EXERCISE REQUIREMENTS:
A verbatim copy of the records is required, with all pictures left out.
%%
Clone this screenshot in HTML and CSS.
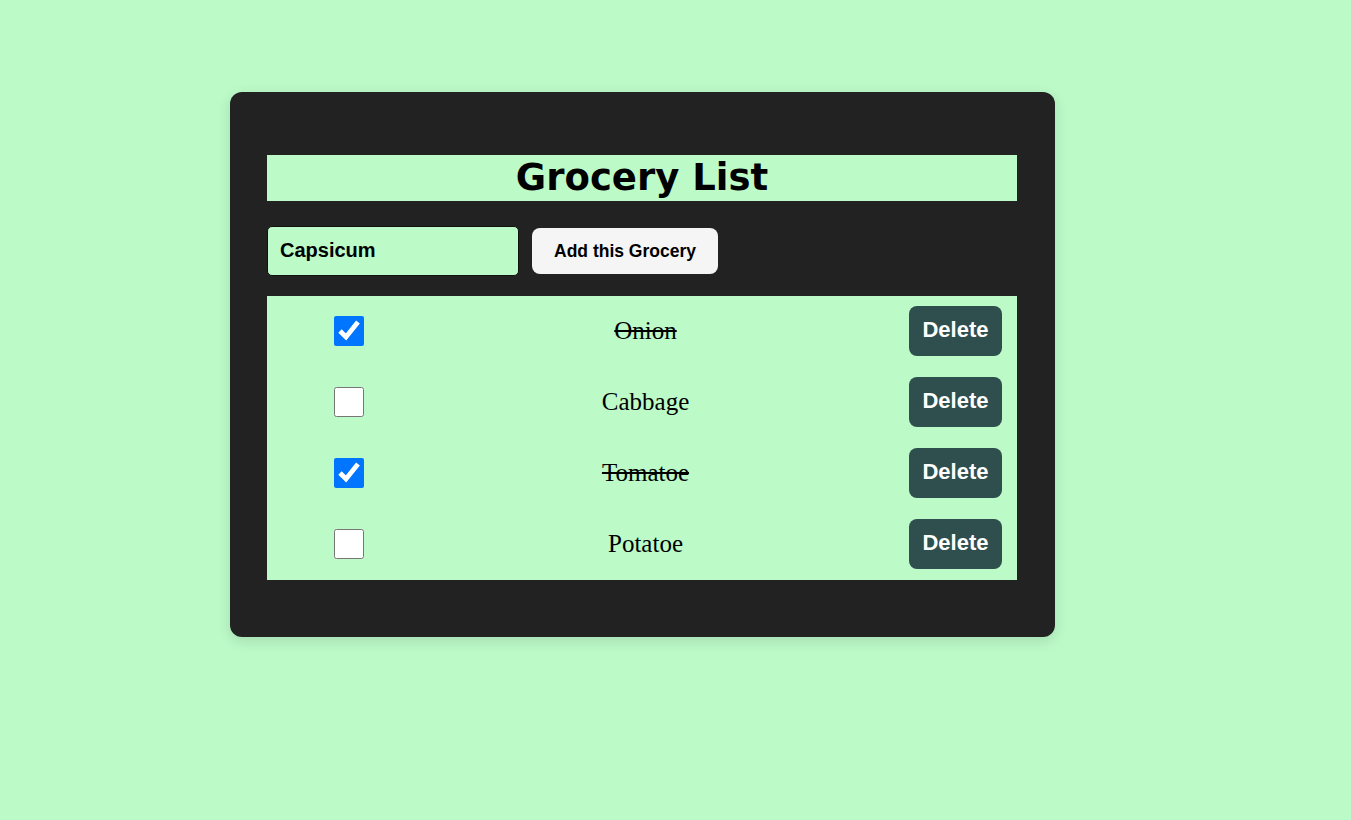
FILE: index.html
```html
<!DOCTYPE html>
<html>
<head>
<meta charset="utf-8">
<title>Grocery List</title>
<link rel="stylesheet" href="styles.css">
</head>
<body>
<main class="card">
  <h1 class="title">Grocery List</h1>
  <form class="add-form">
    <input class="add-input" type="text" value="Capsicum">
    <button class="add-btn" type="button">Add this Grocery</button>
  </form>
  <ul class="list">
    <li class="item"><input class="check" type="checkbox" checked><span class="name done">Onion</span><button class="del" type="button">Delete</button></li>
    <li class="item"><input class="check" type="checkbox"><span class="name">Cabbage</span><button class="del" type="button">Delete</button></li>
    <li class="item"><input class="check" type="checkbox" checked><span class="name done">Tomatoe</span><button class="del" type="button">Delete</button></li>
    <li class="item"><input class="check" type="checkbox"><span class="name">Potatoe</span><button class="del" type="button">Delete</button></li>
  </ul>
</main>
</body>
</html>
```
FILE: styles.css
```css
html, body {
  margin: 0;
  padding: 0;
}
body {
  background: #bcfac8;
  min-height: 820px;
  padding: 92px 0 0 230px;
  box-sizing: border-box;
}
.card {
  width: 825px;
  box-sizing: border-box;
  background: #222222;
  border-radius: 12px;
  padding: 63px 38px 57px 37px;
  box-shadow: 0 4px 14px rgba(0, 0, 0, 0.12);
}
.title {
  margin: 0;
  height: 46px;
  overflow: hidden;
  background: #bcfac8;
  color: #000;
  font-family: Verdana, "DejaVu Sans", sans-serif;
  font-weight: bold;
  font-size: 37px;
  line-height: 46px;
  text-align: center;
}
.add-form {
  display: flex;
  align-items: center;
  gap: 12px;
  margin: 25px 0 20px;
}
.add-input {
  width: 252px;
  height: 50px;
  box-sizing: border-box;
  margin: 0;
  padding: 0 12px 2px;
  background: #bcfac8;
  border: 1px solid #111;
  border-radius: 5px;
  font-family: "Liberation Sans", Arial, sans-serif;
  font-weight: bold;
  font-size: 20px;
  color: #000;
  outline: none;
}
.add-btn {
  height: 46px;
  width: 186px;
  box-sizing: border-box;
  margin: 0 0 0 1px;
  padding: 0;
  background: #f5f5f5;
  border: none;
  border-radius: 8px;
  font-family: "Liberation Sans", Arial, sans-serif;
  font-weight: bold;
  font-size: 17.5px;
  color: #000;
}
.list {
  list-style: none;
  margin: 0;
  padding: 0;
  background: #bcfac8;
}
.item {
  display: flex;
  align-items: center;
  height: 71px;
  padding: 0 15px 1px 67px;
  box-sizing: border-box;
}
.check {
  width: 30px;
  height: 30px;
  margin: 0;
  flex: none;
}
.name {
  flex: 1;
  text-align: center;
  padding-left: 18px;
  font-family: "Liberation Serif", "Times New Roman", serif;
  font-size: 25px;
  color: #000;
}
.done {
  text-decoration: line-through;
}
.del {
  flex: none;
  width: 93px;
  height: 50px;
  margin: 0;
  padding: 0 0 2px;
  background: #2f4f4f;
  border: none;
  border-radius: 8px;
  color: #fff;
  font-family: "Liberation Sans", Arial, sans-serif;
  font-weight: bold;
  font-size: 22px;
}
```
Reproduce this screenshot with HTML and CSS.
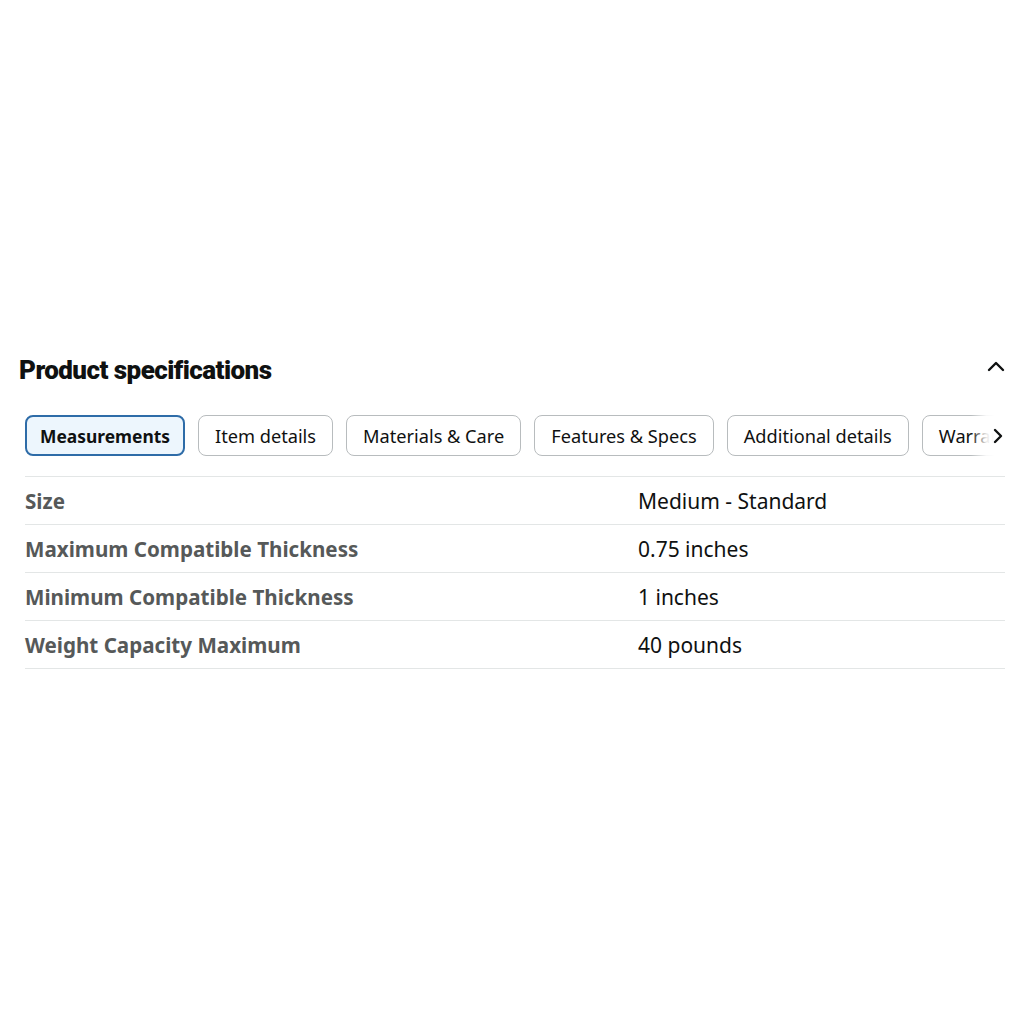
%%
TASK OUTPUT:
Clone this screenshot in HTML and CSS.
FILE: index.html
```html
<!DOCTYPE html>
<html>
<head>
<meta charset="utf-8">
<title>Grocery List</title>
<link rel="stylesheet" href="styles.css">
</head>
<body>
<main class="card">
  <h1 class="title">Grocery List</h1>
  <form class="add-form">
    <input class="add-input" type="text" value="Capsicum">
    <button class="add-btn" type="button">Add this Grocery</button>
  </form>
  <ul class="list">
    <li class="item"><input class="check" type="checkbox" checked><span class="name done">Onion</span><button class="del" type="button">Delete</button></li>
    <li class="item"><input class="check" type="checkbox"><span class="name">Cabbage</span><button class="del" type="button">Delete</button></li>
    <li class="item"><input class="check" type="checkbox" checked><span class="name done">Tomatoe</span><button class="del" type="button">Delete</button></li>
    <li class="item"><input class="check" type="checkbox"><span class="name">Potatoe</span><button class="del" type="button">Delete</button></li>
  </ul>
</main>
</body>
</html>
```
FILE: styles.css
```css
html, body {
  margin: 0;
  padding: 0;
}
body {
  background: #bcfac8;
  min-height: 820px;
  padding: 92px 0 0 230px;
  box-sizing: border-box;
}
.card {
  width: 825px;
  box-sizing: border-box;
  background: #222222;
  border-radius: 12px;
  padding: 63px 38px 57px 37px;
  box-shadow: 0 4px 14px rgba(0, 0, 0, 0.12);
}
.title {
  margin: 0;
  height: 46px;
  overflow: hidden;
  background: #bcfac8;
  color: #000;
  font-family: Verdana, "DejaVu Sans", sans-serif;
  font-weight: bold;
  font-size: 37px;
  line-height: 46px;
  text-align: center;
}
.add-form {
  display: flex;
  align-items: center;
  gap: 12px;
  margin: 25px 0 20px;
}
.add-input {
  width: 252px;
  height: 50px;
  box-sizing: border-box;
  margin: 0;
  padding: 0 12px 2px;
  background: #bcfac8;
  border: 1px solid #111;
  border-radius: 5px;
  font-family: "Liberation Sans", Arial, sans-serif;
  font-weight: bold;
  font-size: 20px;
  color: #000;
  outline: none;
}
.add-btn {
  height: 46px;
  width: 186px;
  box-sizing: border-box;
  margin: 0 0 0 1px;
  padding: 0;
  background: #f5f5f5;
  border: none;
  border-radius: 8px;
  font-family: "Liberation Sans", Arial, sans-serif;
  font-weight: bold;
  font-size: 17.5px;
  color: #000;
}
.list {
  list-style: none;
  margin: 0;
  padding: 0;
  background: #bcfac8;
}
.item {
  display: flex;
  align-items: center;
  height: 71px;
  padding: 0 15px 1px 67px;
  box-sizing: border-box;
}
.check {
  width: 30px;
  height: 30px;
  margin: 0;
  flex: none;
}
.name {
  flex: 1;
  text-align: center;
  padding-left: 18px;
  font-family: "Liberation Serif", "Times New Roman", serif;
  font-size: 25px;
  color: #000;
}
.done {
  text-decoration: line-through;
}
.del {
  flex: none;
  width: 93px;
  height: 50px;
  margin: 0;
  padding: 0 0 2px;
  background: #2f4f4f;
  border: none;
  border-radius: 8px;
  color: #fff;
  font-family: "Liberation Sans", Arial, sans-serif;
  font-weight: bold;
  font-size: 22px;
}
```
Reproduce this screenshot with HTML and CSS.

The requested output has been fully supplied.